Data provided:

╭──

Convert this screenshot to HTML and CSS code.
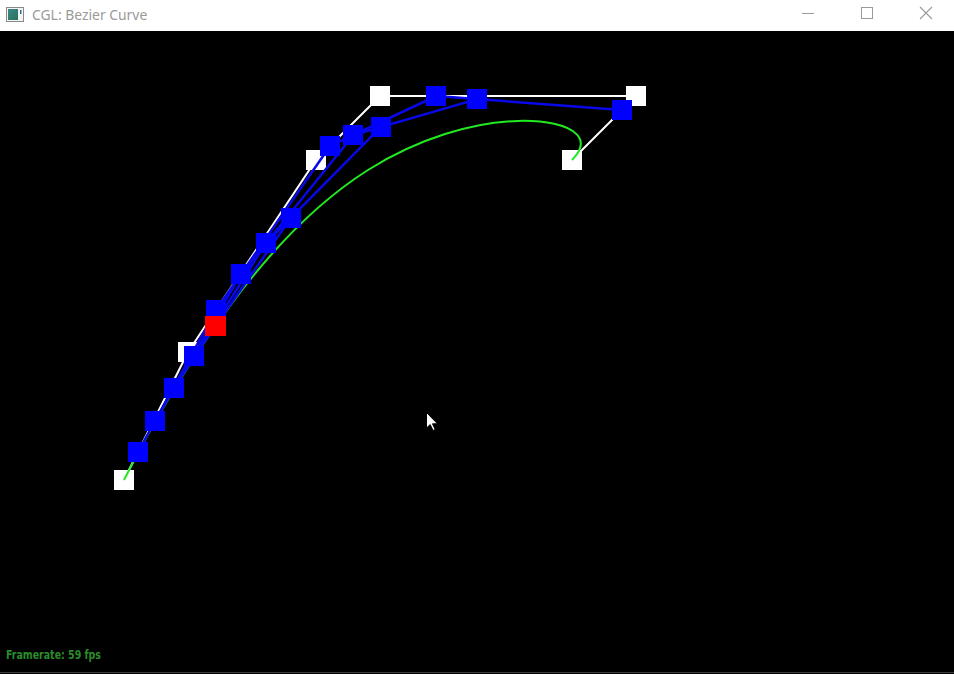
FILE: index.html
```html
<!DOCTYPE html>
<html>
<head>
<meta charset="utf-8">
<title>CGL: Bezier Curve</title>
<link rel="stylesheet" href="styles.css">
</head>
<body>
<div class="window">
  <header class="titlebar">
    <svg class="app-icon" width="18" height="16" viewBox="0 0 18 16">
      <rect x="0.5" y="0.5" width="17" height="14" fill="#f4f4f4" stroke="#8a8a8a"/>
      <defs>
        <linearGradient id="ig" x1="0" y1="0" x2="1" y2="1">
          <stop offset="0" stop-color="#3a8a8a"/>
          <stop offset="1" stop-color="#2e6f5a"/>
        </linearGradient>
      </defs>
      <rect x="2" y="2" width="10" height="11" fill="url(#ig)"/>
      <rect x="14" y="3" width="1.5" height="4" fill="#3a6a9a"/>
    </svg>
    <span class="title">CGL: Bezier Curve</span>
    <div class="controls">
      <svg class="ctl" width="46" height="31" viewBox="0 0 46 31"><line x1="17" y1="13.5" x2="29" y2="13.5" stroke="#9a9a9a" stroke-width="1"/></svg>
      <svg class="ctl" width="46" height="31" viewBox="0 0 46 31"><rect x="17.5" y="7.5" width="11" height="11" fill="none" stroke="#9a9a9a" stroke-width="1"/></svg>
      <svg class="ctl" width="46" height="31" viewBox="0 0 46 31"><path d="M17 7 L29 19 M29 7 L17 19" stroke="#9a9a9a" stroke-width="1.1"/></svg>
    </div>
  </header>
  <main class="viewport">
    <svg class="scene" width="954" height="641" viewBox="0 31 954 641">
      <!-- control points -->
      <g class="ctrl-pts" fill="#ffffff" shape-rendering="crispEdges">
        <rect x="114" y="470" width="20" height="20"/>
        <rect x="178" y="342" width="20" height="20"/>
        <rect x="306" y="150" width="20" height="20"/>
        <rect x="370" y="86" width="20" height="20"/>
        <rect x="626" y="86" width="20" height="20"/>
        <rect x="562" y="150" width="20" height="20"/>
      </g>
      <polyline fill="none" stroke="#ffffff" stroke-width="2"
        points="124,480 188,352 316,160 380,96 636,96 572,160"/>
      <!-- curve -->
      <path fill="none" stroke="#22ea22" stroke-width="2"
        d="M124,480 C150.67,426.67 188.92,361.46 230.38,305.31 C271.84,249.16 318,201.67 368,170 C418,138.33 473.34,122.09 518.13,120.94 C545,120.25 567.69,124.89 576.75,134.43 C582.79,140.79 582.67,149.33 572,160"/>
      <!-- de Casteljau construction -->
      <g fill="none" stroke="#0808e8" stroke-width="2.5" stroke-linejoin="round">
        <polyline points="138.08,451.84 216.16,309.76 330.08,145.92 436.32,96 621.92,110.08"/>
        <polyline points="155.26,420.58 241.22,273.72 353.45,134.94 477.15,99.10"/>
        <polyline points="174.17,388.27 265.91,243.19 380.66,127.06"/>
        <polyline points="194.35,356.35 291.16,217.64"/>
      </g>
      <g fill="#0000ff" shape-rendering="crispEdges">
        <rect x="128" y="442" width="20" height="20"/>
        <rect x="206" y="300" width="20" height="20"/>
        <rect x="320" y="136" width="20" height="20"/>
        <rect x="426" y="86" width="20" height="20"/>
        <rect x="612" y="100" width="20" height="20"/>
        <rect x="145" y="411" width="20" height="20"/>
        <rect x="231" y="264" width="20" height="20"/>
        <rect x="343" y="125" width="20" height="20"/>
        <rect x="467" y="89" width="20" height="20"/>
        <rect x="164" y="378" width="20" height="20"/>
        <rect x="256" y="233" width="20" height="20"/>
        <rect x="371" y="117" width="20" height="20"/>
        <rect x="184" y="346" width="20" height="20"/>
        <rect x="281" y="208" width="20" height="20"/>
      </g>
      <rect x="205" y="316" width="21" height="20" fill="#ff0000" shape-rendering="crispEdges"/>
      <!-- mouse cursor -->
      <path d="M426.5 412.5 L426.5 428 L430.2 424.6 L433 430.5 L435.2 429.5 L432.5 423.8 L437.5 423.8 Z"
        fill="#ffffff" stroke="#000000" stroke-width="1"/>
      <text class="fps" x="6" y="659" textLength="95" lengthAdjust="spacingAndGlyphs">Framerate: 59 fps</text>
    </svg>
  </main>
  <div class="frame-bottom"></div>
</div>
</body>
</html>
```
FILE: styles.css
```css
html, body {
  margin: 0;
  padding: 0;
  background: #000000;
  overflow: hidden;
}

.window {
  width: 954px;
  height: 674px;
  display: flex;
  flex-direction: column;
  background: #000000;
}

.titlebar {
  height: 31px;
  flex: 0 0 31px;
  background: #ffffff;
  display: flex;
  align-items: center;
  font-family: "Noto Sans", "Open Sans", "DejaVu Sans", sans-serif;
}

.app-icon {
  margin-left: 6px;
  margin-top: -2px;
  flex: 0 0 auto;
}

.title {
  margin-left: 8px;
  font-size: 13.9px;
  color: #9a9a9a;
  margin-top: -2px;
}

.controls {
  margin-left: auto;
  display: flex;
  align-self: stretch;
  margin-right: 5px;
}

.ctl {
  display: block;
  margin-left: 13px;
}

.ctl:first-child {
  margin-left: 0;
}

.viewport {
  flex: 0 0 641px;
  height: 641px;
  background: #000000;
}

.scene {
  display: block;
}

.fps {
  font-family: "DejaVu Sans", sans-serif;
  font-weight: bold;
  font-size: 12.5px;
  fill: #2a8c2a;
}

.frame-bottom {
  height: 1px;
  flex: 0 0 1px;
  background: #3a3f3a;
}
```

╰──

Aim: Leave the images out, please, and restate each line word for word.

Result of the task:
Convert this screenshot to HTML and CSS code.
FILE: index.html
```html
<!DOCTYPE html>
<html>
<head>
<meta charset="utf-8">
<title>CGL: Bezier Curve</title>
<link rel="stylesheet" href="styles.css">
</head>
<body>
<div class="window">
  <header class="titlebar">
    <svg class="app-icon" width="18" height="16" viewBox="0 0 18 16">
      <rect x="0.5" y="0.5" width="17" height="14" fill="#f4f4f4" stroke="#8a8a8a"/>
      <defs>
        <linearGradient id="ig" x1="0" y1="0" x2="1" y2="1">
          <stop offset="0" stop-color="#3a8a8a"/>
          <stop offset="1" stop-color="#2e6f5a"/>
        </linearGradient>
      </defs>
      <rect x="2" y="2" width="10" height="11" fill="url(#ig)"/>
      <rect x="14" y="3" width="1.5" height="4" fill="#3a6a9a"/>
    </svg>
    <span class="title">CGL: Bezier Curve</span>
    <div class="controls">
      <svg class="ctl" width="46" height="31" viewBox="0 0 46 31"><line x1="17" y1="13.5" x2="29" y2="13.5" stroke="#9a9a9a" stroke-width="1"/></svg>
      <svg class="ctl" width="46" height="31" viewBox="0 0 46 31"><rect x="17.5" y="7.5" width="11" height="11" fill="none" stroke="#9a9a9a" stroke-width="1"/></svg>
      <svg class="ctl" width="46" height="31" viewBox="0 0 46 31"><path d="M17 7 L29 19 M29 7 L17 19" stroke="#9a9a9a" stroke-width="1.1"/></svg>
    </div>
  </header>
  <main class="viewport">
    <svg class="scene" width="954" height="641" viewBox="0 31 954 641">
      <!-- control points -->
      <g class="ctrl-pts" fill="#ffffff" shape-rendering="crispEdges">
        <rect x="114" y="470" width="20" height="20"/>
        <rect x="178" y="342" width="20" height="20"/>
        <rect x="306" y="150" width="20" height="20"/>
        <rect x="370" y="86" width="20" height="20"/>
        <rect x="626" y="86" width="20" height="20"/>
        <rect x="562" y="150" width="20" height="20"/>
      </g>
      <polyline fill="none" stroke="#ffffff" stroke-width="2"
        points="124,480 188,352 316,160 380,96 636,96 572,160"/>
      <!-- curve -->
      <path fill="none" stroke="#22ea22" stroke-width="2"
        d="M124,480 C150.67,426.67 188.92,361.46 230.38,305.31 C271.84,249.16 318,201.67 368,170 C418,138.33 473.34,122.09 518.13,120.94 C545,120.25 567.69,124.89 576.75,134.43 C582.79,140.79 582.67,149.33 572,160"/>
      <!-- de Casteljau construction -->
      <g fill="none" stroke="#0808e8" stroke-width="2.5" stroke-linejoin="round">
        <polyline points="138.08,451.84 216.16,309.76 330.08,145.92 436.32,96 621.92,110.08"/>
        <polyline points="155.26,420.58 241.22,273.72 353.45,134.94 477.15,99.10"/>
        <polyline points="174.17,388.27 265.91,243.19 380.66,127.06"/>
        <polyline points="194.35,356.35 291.16,217.64"/>
      </g>
      <g fill="#0000ff" shape-rendering="crispEdges">
        <rect x="128" y="442" width="20" height="20"/>
        <rect x="206" y="300" width="20" height="20"/>
        <rect x="320" y="136" width="20" height="20"/>
        <rect x="426" y="86" width="20" height="20"/>
        <rect x="612" y="100" width="20" height="20"/>
        <rect x="145" y="411" width="20" height="20"/>
        <rect x="231" y="264" width="20" height="20"/>
        <rect x="343" y="125" width="20" height="20"/>
        <rect x="467" y="89" width="20" height="20"/>
        <rect x="164" y="378" width="20" height="20"/>
        <rect x="256" y="233" width="20" height="20"/>
        <rect x="371" y="117" width="20" height="20"/>
        <rect x="184" y="346" width="20" height="20"/>
        <rect x="281" y="208" width="20" height="20"/>
      </g>
      <rect x="205" y="316" width="21" height="20" fill="#ff0000" shape-rendering="crispEdges"/>
      <!-- mouse cursor -->
      <path d="M426.5 412.5 L426.5 428 L430.2 424.6 L433 430.5 L435.2 429.5 L432.5 423.8 L437.5 423.8 Z"
        fill="#ffffff" stroke="#000000" stroke-width="1"/>
      <text class="fps" x="6" y="659" textLength="95" lengthAdjust="spacingAndGlyphs">Framerate: 59 fps</text>
    </svg>
  </main>
  <div class="frame-bottom"></div>
</div>
</body>
</html>
```
FILE: styles.css
```css
html, body {
  margin: 0;
  padding: 0;
  background: #000000;
  overflow: hidden;
}

.window {
  width: 954px;
  height: 674px;
  display: flex;
  flex-direction: column;
  background: #000000;
}

.titlebar {
  height: 31px;
  flex: 0 0 31px;
  background: #ffffff;
  display: flex;
  align-items: center;
  font-family: "Noto Sans", "Open Sans", "DejaVu Sans", sans-serif;
}

.app-icon {
  margin-left: 6px;
  margin-top: -2px;
  flex: 0 0 auto;
}

.title {
  margin-left: 8px;
  font-size: 13.9px;
  color: #9a9a9a;
  margin-top: -2px;
}

.controls {
  margin-left: auto;
  display: flex;
  align-self: stretch;
  margin-right: 5px;
}

.ctl {
  display: block;
  margin-left: 13px;
}

.ctl:first-child {
  margin-left: 0;
}

.viewport {
  flex: 0 0 641px;
  height: 641px;
  background: #000000;
}

.scene {
  display: block;
}

.fps {
  font-family: "DejaVu Sans", sans-serif;
  font-weight: bold;
  font-size: 12.5px;
  fill: #2a8c2a;
}

.frame-bottom {
  height: 1px;
  flex: 0 0 1px;
  background: #3a3f3a;
}
```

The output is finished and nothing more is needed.